On Sunday afternoon they drew up in line of battle at Studley Park. They called to their ranks all workers irrespective of occupation.
They would organise men politically and industrially. They would have a labor sheet and a Labor Bureau, through which members could get employment free of charge. Next week they promise to have a march past, a first class band and a big banner.
Labour scholars have credited Rosa with this ‘Army’ which didn’t happen, and have failed to see the agitation which did. The above is one of only two press references to ‘The Industrial Army’. A meeting to establish it was reported in a country newspaper, the Wagga Wagga Advertiser, also in New South Wales.
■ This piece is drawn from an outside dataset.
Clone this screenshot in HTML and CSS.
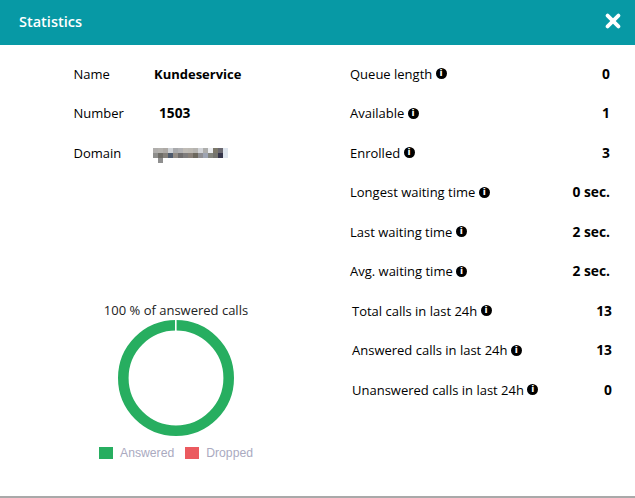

It said the meeting was held ‘in a room at the Temperance Hall’ in Melbourne where the chairman was ‘Mr CE Whelan’ for whom I have no other information. That brief report had no references to ‘marching north’ or ‘redemption’ or ‘a line of battle’ and the belligerent intent is not in the relevant Bellamy book, Looking Backward, either. That may, therefore, be a sign of someone’s misconception or another fraud. The name is from the book but it was also a play on ‘the Salvation Army’, then rousing crowds and controversy throughout Australia as General Booth sought support for his scheme to transport English poor to the colonies. Bellamy’s ideas had been debated nationally for over 12 months. Both his and ‘the Army’s’ projected schemes can be dismissed as utopian, and they were, but they were genuine schemes attractive to many battling families and political idealists.
Against a background of distress among the bush workers, the ‘swarming’ unemployed in all the principal cities and towns heard the press describe them as ‘the scum and offal of society’. They heard shearers’ delegate Toomey from Young (NSW) describe the situation in his district as close to revolution. Truth in March asked its readers to note: ‘how loudly and unanimously his [Toomey’s) daring words were applauded to the echo in that Parliament of Labor.’ Perhaps replacing Andrade who resigned after only a few meetings, Rosa served as Committee Member on the Reverend Tucker’s Village Settlement Scheme, an idea he had supported in Sydney at least once. David Andrade’s attempt to influence the 1892 April election, a two-page supplement in the C & WA covering land and money reform, and vegetarianism, and launching his Social Pioneering Company, made his attitudes to political Labor clear: ‘No political machinery can destroy the evils which the political machinery brought about’. Just fourteen months later he was in the bush at Sassafras (Victoria) clearing land for a lean-to shack before his family joined him. The story of that struggle, of unalloyed heroism, tragedy and governmental bastardry, ended for him in a long, slow decline and death in 1928.
Dibbs had won the NSW parliamentary numbers battle in October when the ‘labour’ bloc failed to support Parkes’ Coal Mines Regulation Bill and he, ostensibly a protectionist and sympathetic to labour, began his period of dictatorship.